═══ DATA BLOCK

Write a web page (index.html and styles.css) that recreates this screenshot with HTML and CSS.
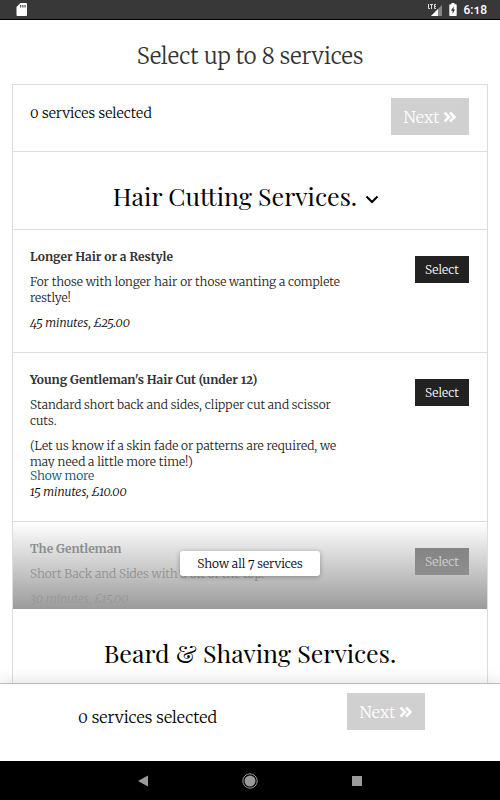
FILE: index.html
```
<!DOCTYPE html>
<html lang="en">
<head>
<meta charset="utf-8">
<meta name="viewport" content="width=device-width, initial-scale=1">
<title>Select services</title>
<link rel="stylesheet" href="styles.css">
</head>
<body>
<header class="status">
  <svg class="status-card" width="12" height="13" viewBox="0 0 12 13" aria-hidden="true"><path fill="#fff" d="M4.500 0H10a1 1 0 0 1 1 1v11a1 1 0 0 1-1 1H1.500a1 1 0 0 1-1-1V4z"/><path fill="#555" d="M4 2h1.300v2.500H4zM6.200 2h1.300v2.500H6.200zM8.400 2h1.300v2.500H8.400z"/></svg>
  <div class="status-right">
    <svg width="16" height="13" viewBox="0 0 16 13" aria-hidden="true"><path fill="#858585" d="M15 2v11H4z"/><path fill="#fff" d="M11 6v7H4z"/><path fill="none" stroke="#ddd" d="M1.500 1v4.500H3M3 1.500h3M4.500 1.500V6M9 1.500H7.500v4H9M7.500 3.500H9"/></svg>
    <svg width="8" height="13" viewBox="0 0 8 13" aria-hidden="true"><path fill="#fff" d="M2.500 0h3v1.300H7a.7.7 0 0 1 .7.7v10.200a.7.7 0 0 1-.7.7H1a.7.7 0 0 1-.7-.7V2A.7.7 0 0 1 1 1.300h1.500z"/><path fill="#333" d="M4.600 3.500 2 7.800h1.600v3L6 6.500H4.600z"/></svg>
    <span>6:18</span>
  </div>
</header>

<main class="content">
  <h1 class="page-title">Select up to 8 services</h1>
  <div class="card">
    <div class="summary">
      <span class="summary-text">0 services selected</span>
      <button class="next" type="button">Next
        <svg width="13" height="12" viewBox="0 0 13 12" aria-hidden="true"><path d="M1.500 1.500 6 6l-4.500 4.500M7 1.500 11.500 6 7 10.500"/></svg>
      </button>
    </div>

    <h2 class="group-title">Hair Cutting Services.
      <svg width="14" height="9" viewBox="0 0 14 9" aria-hidden="true"><path d="M1.500 1.500 7 7l5.500-5.500"/></svg>
    </h2>

    <div class="services">
      <article class="service">
        <div class="service-text">
          <h3>Longer Hair or a Restyle</h3>
          <div class="description"><p>For those with longer hair or those wanting a complete restlye!</p></div>
          <p class="meta">45 minutes, £25.00</p>
        </div>
        <button class="select" type="button">Select</button>
      </article>
      <article class="service">
        <div class="service-text">
          <h3>Young Gentleman's Hair Cut (under 12)</h3>
          <div class="description clipped">
            <p>Standard short back and sides, clipper cut and scissor cuts.</p>
            <p>(Let us know if a skin fade or patterns are required, we may need a little more time!)</p>
          </div>
          <a class="more" href="#more">Show more</a>
          <p class="meta">15 minutes, £10.00</p>
        </div>
        <button class="select" type="button">Select</button>
      </article>
      <div class="preview">
        <article class="service">
          <div class="service-text">
            <h3>The Gentleman</h3>
            <div class="description"><p>Short Back and Sides with a bit of the top.</p></div>
            <p class="meta">30 minutes, £15.00</p>
          </div>
          <button class="select" type="button">Select</button>
        </article>
        <div class="fade"><button class="show-all" type="button">Show all 7 services</button></div>
      </div>
    </div>

    <h2 class="group-title">Beard &amp; Shaving Services.</h2>
  </div>
</main>

<footer class="bar">
  <span class="bar-text">0 services selected</span>
  <button class="next" type="button">Next
    <svg width="13" height="12" viewBox="0 0 13 12" aria-hidden="true"><path d="M1.500 1.500 6 6l-4.500 4.500M7 1.500 11.500 6 7 10.500"/></svg>
  </button>
</footer>

<nav class="system" aria-label="System">
  <button type="button" aria-label="Back"><svg width="16" height="16" viewBox="0 0 16 16"><path fill="#9b9b9b" d="M13 2.500v11L3 8z"/></svg></button>
  <button type="button" aria-label="Home"><svg width="16" height="16" viewBox="0 0 16 16"><circle cx="8" cy="8" r="7.200" fill="none" stroke="#9b9b9b"/><circle cx="8" cy="8" r="5.500" fill="#9b9b9b"/></svg></button>
  <button type="button" aria-label="Recent"><svg width="16" height="16" viewBox="0 0 16 16"><path fill="#9b9b9b" d="M3 3h10v10H3z"/></svg></button>
</nav>
</body>
</html>
```
FILE: styles.css
```
* { box-sizing: border-box; }
html, body { height: 100%; }
body {
  margin: 0;
  display: flex;
  flex-direction: column;
  background: #fff;
  color: #000;
  font-family: Merriweather, "Liberation Serif", serif;
  font-size: 12px;
  font-weight: 300;
  font-variant-numeric: oldstyle-nums;
  line-height: 16px;
}
h1, h2, h3, p { margin: 0; font-weight: inherit; }
button {
  font: inherit;
  border: 0;
  padding: 0;
  cursor: pointer;
}

.status {
  flex: none;
  height: 20px;
  padding: 0 13px 0 16px;
  display: flex;
  justify-content: space-between;
  align-items: center;
  background: #383838;
  border-bottom: 1px solid #000;
  color: #fff;
  font-family: Roboto, sans-serif;
  font-size: 12px;
  font-weight: 500;
}
.status-right { display: flex; align-items: center; gap: 6px; }

.content { flex: 1; min-height: 0; overflow: hidden; padding: 20px 12px 0; }
.page-title {
  font-size: 22px;
  line-height: 32px;
  margin-bottom: 12px;
  text-align: center;
  color: #333;
}
.card { border: 1px solid #ddd; min-height: 100%; }

.summary {
  display: flex;
  justify-content: space-between;
  align-items: flex-start;
  padding: 13px 18px 16px 17px;
  border-bottom: 1px solid #ddd;
}
.summary-text { font-size: 14px; line-height: 30px; }
.next {
  display: flex;
  align-items: center;
  justify-content: center;
  gap: 4px;
  width: 78px;
  height: 37px;
  background: #d0d0d0;
  color: #fff;
  font-size: 16px;
}
.next svg { fill: none; stroke: #fff; stroke-width: 2.5; }

.group-title {
  display: flex;
  justify-content: center;
  align-items: center;
  gap: 8px;
  padding: 24px 0 13px;
  font-family: "Playfair Display", "Liberation Serif", serif;
  font-size: 25px;
  font-weight: 400;
  line-height: 40px;
  color: #000;
}
.group-title svg { margin: 6px 8px 0 0; fill: none; stroke: #000; stroke-width: 2; }

.service {
  display: grid;
  grid-template-columns: 1fr 54px;
  column-gap: 65px;
  align-items: start;
  padding: 19px 18px 21px 17px;
  border-top: 1px solid #ddd;
}
.service h3 { font-size: 12px; font-weight: 700; color: #333; }
.description { margin: 9px 0; color: #222; }
.description p + p { margin-top: 9px; }
.clipped { height: 71px; margin-bottom: 0; overflow: hidden; }
.more { display: block; color: #00507a; text-decoration: none; }
.meta { font-style: italic; }
.select {
  height: 27px;
  margin-top: 7px;
  background: #222;
  color: #fff;
}

.preview { position: relative; height: 88px; overflow: hidden; }
.fade {
  position: absolute;
  inset: 1px 0 0;
  display: flex;
  justify-content: center;
  align-items: flex-start;
  padding-top: 29px;
  background: linear-gradient(rgba(255, 255, 255, .4), #9b9b9b);
}
.show-all {
  width: 140px;
  height: 25px;
  border-radius: 3px;
  background: #fff;
  color: #000;
  box-shadow: 0 1px 5px rgba(0, 0, 0, .3);
}

.bar {
  flex: none;
  z-index: 1;
  display: flex;
  justify-content: space-between;
  align-items: flex-start;
  padding: 9px 15% 31px 78px;
  background: #fff;
  border-top: 1px solid #bbb;
  box-shadow: 0 -2px 14px rgba(0, 0, 0, .12);
}
.bar-text { font-size: 16px; line-height: 48px; height: 37px; }

.system {
  flex: none;
  z-index: 1;
  height: 39px;
  display: flex;
  justify-content: center;
  align-items: center;
  gap: 91px;
  background: #000;
}
.system button { display: flex; background: none; }
```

══════

Copy every line of the material in which the word "styles" occurs.

* [OUTPUT FOR THIS EXERCISE]
Write a web page (index.html and styles.css) that recreates this screenshot with HTML and CSS.
<link rel="stylesheet" href="styles.css">
FILE: styles.css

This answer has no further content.